Mi hijo Manuel ha quedado noveno en la pruebas de
Conservatorio, con lo cual podrá elegir piano. Su madre y yo nos hemos alegrado
mucho y sabemos que él, que aún no lo sabe, se alegrará también.
La entrada de hoy intenta explicar las razones de cómo las ciencias
sociales contribuyen a modificar nuestros sentimientos. Los hacen igual de
fuertes pero les otorgan pequeñas inflexiones. Las creo fundamentales.
Empiezo. Una vez conocidos los resultados he respirado con
mucho alivio. ¿Por? Veo con miedo todo ese ambiente de pruebas y competencia. Y
no estoy seguro de que, si por mí hubiese sido, le hubiera animado a
presentarse.
¿La razón? No puede ser la herencia cultural familiar de mi
hijo. La familia de mi mujer está llena de artistas y Marga misma estudió piano.
Tampoco mi mundo cotidiano en el que, como buen universitario, estoy habituado
a vérmelas ante pruebas constantes, con personas e instituciones, muchas de las
cuales no son fáciles de gestionar, sortear o solventar.
Obviamente pesa mi origen de clase. Donde yo me crié, todas
esas cuestiones no eran para nosotros, eran para otra gente (salvo que se manifestase un improbable genio, un milagro).

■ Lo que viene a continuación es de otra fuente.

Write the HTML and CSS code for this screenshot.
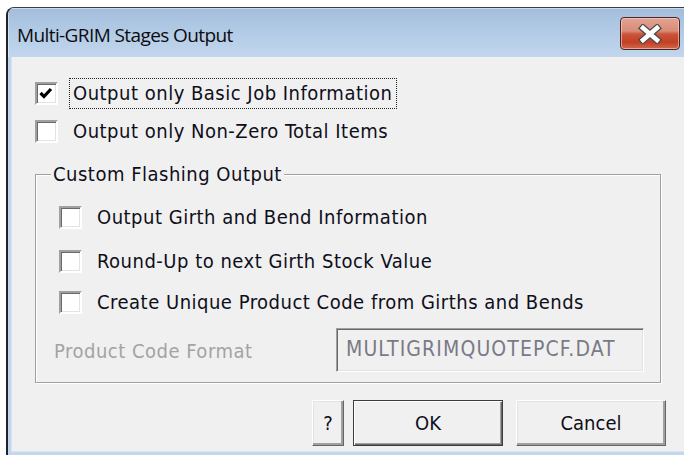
FILE: index.html
```html
<!DOCTYPE html>
<html lang="en">
<head>
<meta charset="utf-8">
<title>Multi-GRIM Stages Output</title>
<link rel="stylesheet" href="styles.css">
</head>
<body>
<div class="window">
  <div class="titlebar">
    <span class="title">Multi-GRIM Stages Output</span>
    <button class="close" type="button" aria-label="Close">
      <svg width="28" height="20" viewBox="0 0 28 20" aria-hidden="true">
        <path d="M7 4 L21 16 M21 4 L7 16" stroke="#4a4a4a" stroke-width="7" stroke-linecap="square" fill="none"/>
        <path d="M7 4 L21 16 M21 4 L7 16" stroke="#ffffff" stroke-width="4.5" stroke-linecap="square" fill="none"/>
      </svg>
    </button>
  </div>
  <div class="frame">
    <div class="client">
      <label class="check first">
        <span class="box">
          <svg width="19" height="19" viewBox="0 0 19 19" aria-hidden="true">
            <path d="M3.5 9 L7 12.5 L14 5" stroke="#000" stroke-width="3.2" fill="none"/>
          </svg>
        </span>
        <span class="caption focus">Output only Basic Job Information</span>
      </label>
      <label class="check second">
        <span class="box"></span>
        <span class="caption">Output only Non-Zero Total Items</span>
      </label>

      <fieldset class="group">
        <legend>Custom Flashing Output</legend>
        <label class="check inner g1">
          <span class="box"></span>
          <span class="caption">Output Girth and Bend Information</span>
        </label>
        <label class="check inner g2">
          <span class="box"></span>
          <span class="caption">Round-Up to next Girth Stock Value</span>
        </label>
        <label class="check inner g3">
          <span class="box"></span>
          <span class="caption">Create Unique Product Code from Girths and Bends</span>
        </label>
        <div class="format-row">
          <span class="disabled">Product Code Format</span>
          <span class="field">MULTIGRIMQUOTEPCF.DAT</span>
        </div>
      </fieldset>

      <div class="buttons">
        <button class="btn help" type="button">?</button>
        <button class="btn ok" type="button">OK</button>
        <button class="btn cancel" type="button">Cancel</button>
      </div>
    </div>
  </div>
</div>
</body>
</html>
```
FILE: styles.css
```css
html, body {
  margin: 0;
  height: 100%;
  overflow: hidden;
  background: #ffffff;
}

/* window frame */
.window {
  margin: 7px 0 0 6px;
  width: 678px;
  height: 448px;
  box-sizing: border-box;
  border-left: 2px solid #1f2226;
  border-top: 1px solid #3b3f45;
  border-top-left-radius: 8px;
  background: #c2d7ed;
  display: flex;
  flex-direction: column;
  overflow: hidden;
}

.titlebar {
  height: 49px;
  flex: none;
  display: flex;
  align-items: flex-start;
  background: linear-gradient(#a2bddc 0%, #b3cbe6 50%, #c2d7ee 100%);
  box-shadow: inset 1px 1px 0 rgba(255, 255, 255, 0.45);
}

.title {
  margin: 15px 0 0 9px;
  font: 19px/24px "Open Sans", "Noto Sans", sans-serif;
  letter-spacing: -0.6px;
  color: #0c0c10;
}

.close {
  margin: 9px 4px 0 auto;
  width: 60px;
  height: 33px;
  padding: 0;
  border: 1px solid #4a2323;
  border-radius: 4px;
  background: linear-gradient(#e2a494 0%, #d98b77 42%, #c9553c 52%, #c43f24 78%, #cf6a4c 100%);
  box-shadow: inset 0 0 0 1px rgba(255, 220, 210, 0.55);
  display: flex;
  align-items: center;
  justify-content: center;
}

.frame {
  flex: 1;
  display: flex;
  padding: 0 0 3px 3px;
}

/* dialog client area */
.client {
  flex: 1;
  background: #f0f0f0;
  border-left: 1px solid #d7e3f0;
  border-bottom: 1px solid #dbe6f2;
  padding-left: 23px;
  font: 20px/23px "DejaVu Sans Condensed", "Liberation Sans", sans-serif;
  letter-spacing: 0.5px;
  color: #0e0e1a;
}

.check {
  display: flex;
  align-items: center;
  height: 23px;
}

.first { margin-top: 25px; }
.second { margin-top: 15px; }

.box {
  width: 23px;
  height: 23px;
  box-sizing: border-box;
  flex: none;
  background: #ffffff;
  border: 2px solid;
  border-color: #a0a0a0 #ffffff #ffffff #a0a0a0;
  box-shadow: inset 1px 1px 0 #696969, inset -1px -1px 0 #e3e3e3;
  display: flex;
  align-items: center;
  justify-content: center;
}

.caption {
  margin-left: 15px;
  white-space: nowrap;
}

.focus {
  margin-left: 11px;
  padding: 3px 4px 3px 3px;
  border: 1px dotted #222;
}

/* etched group box */
.group {
  margin: 19px 0 0 0;
  width: 626px;
  box-sizing: border-box;
  padding: 20px 0 10px 0;
  min-inline-size: 0;
  border: 1px solid #a0a0a0;
  box-shadow: inset 1px 1px 0 #ffffff, 1px 1px 0 #ffffff;
}

.group legend {
  margin-left: 15px;
  padding: 0 2px;
  line-height: 24px;
  background: #f0f0f0;
}

.inner { margin-left: 23px; }
.g2 { margin-top: 21px; }
.g3 { margin-top: 18px; }

.format-row {
  display: grid;
  grid-template-columns: 282px 308px;
  align-items: center;
  margin: 14px 0 0 18px;
}

.disabled {
  color: #a3a3a3;
  padding-top: 3px;
}

.field {
  height: 44px;
  box-sizing: border-box;
  padding: 0 0 2px 9px;
  display: flex;
  align-items: center;
  background: #f0f0f0;
  color: #7a7a86;
  font-size: 21px;
  letter-spacing: 1.1px;
  border: 1px solid;
  border-color: #a0a0a0 #ffffff #ffffff #a0a0a0;
  box-shadow: inset 1px 1px 0 #696969, inset -1px -1px 0 #e3e3e3;
}

/* command buttons */
.buttons {
  display: flex;
  margin: 17px 0 0 277px;
}

.btn {
  height: 46px;
  padding: 0;
  font: inherit;
  color: #0e0e1a;
  background: #f0f0f0;
  border: 1px solid;
  border-color: #ffffff #646464 #646464 #ffffff;
  box-shadow: inset -2px -2px 0 #a0a0a0, inset 1px 1px 0 #e3e3e3;
}

.help { width: 32px; }

.ok {
  width: 150px;
  margin-left: 9px;
  border-color: #3c3c3c;
  box-shadow: inset 1px 1px 0 #ffffff, inset -1px -1px 0 #696969, inset -2px -2px 0 #a0a0a0;
}

.cancel {
  width: 150px;
  margin-left: 13px;
}
```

Por varias razones
(falta de contacto con el arte, terrible desigualdad en la España en la que
crecieron mis padres, ninguno de los cuales acabó los estudios primarios...) pero
yo creo que una era fundamental: obligaban a demasiados riesgos y debía uno
conservarse fuerte, entero, para una vida donde no había red que sostuviese
ninguna caída. Por tanto no podían multiplicarse los riesgos. Las carreras, si
se hacen, cortitas; y que permitan rápido trabajar.
Comentando un informe del Colegio de Francia sobre la
reforma del sistema de enseñanza, Bourdieu exigía que la igualdad no se fundase
en la nivelación, sino en la multiplicación de oportunidades para todos.
Incluidas, en esas oportunidades, el reconocimiento de competencias que los
saberes establecidos no asumen. Este problema, fundamental, nos llevaría muy lejos. El texto se encuentra en Interventions. Science sociale et action politique (Agone, 2002,
pp. 203-210).
En ese objetivo de igualación sin nivelamiento la intervención
del Estado es fundamental. El sistema educativo es terrible, recordaba Bourdieu. Lo
primero en lo que insistía es en la brutalidad de los veredictos y en los
efectos que tienen sobre los niños. Añadía cómo los padres somos cómplices de ello para lo bueno y lo malo. Manuel queda entre los nueve primeros -lo
que permite elegir lo que quería-. Lo segundo, no menos fundamental,
en la multiplicación de los espacios donde cada uno pueda afirmar su
diferencia. Esto suena muy liberal y lo es. Pero el verdadero liberalismo exige
socialismo.
Y aquí vuelvo a entrar en juego yo, el padre de la criatura.
Si ese espacio de las pruebas para ser calificado me despierta tal ansiedad,
¿cómo será para la inmensa mayoría de la población? En alguna parte leí que
Marx se quejaba amargamente de que existen muchos Aristóteles criando cerdos.
Seguramente también muchos Bach que no tienen los medios y, si los tienen,
seguro que se comentan: esto no es para mí. No es que no sepan o no puedan; es que si virtualmente saben y materialmente pueden, ni tan siquiera entra en sus futuros posibles.
Y ahora vuelvo a mi alegría. En nada la enturbia cuanto he
dicho: el amor está más allá de la justicia, recordaba Aristóteles. Y hoy
nuestra pequeña alegría en el amor común con el hijo depende de una décima (lo que lo separa del siguiente). No
es nada y es mucho: todos vivimos de la pequeña diferencia y quizá es realista creer que poco se puede cambiar. La diferencia entre un liberal y un
socialista, o entre alguien que cree en las almas y sus virtudes innatas y
quien escucha a la sociología, es solo una: los segundos no olvidan las
condiciones de posibilidad de la pequeña diferencia. Y exigen, por imperativo
categórico, la lucha constante por la máxima universalización de tales
condiciones. Sin Estado Social, concluía Bourdieu (p. 207), la concurrencia
liberal es un enorme pozo de injusticia; en realidad, un completo timo.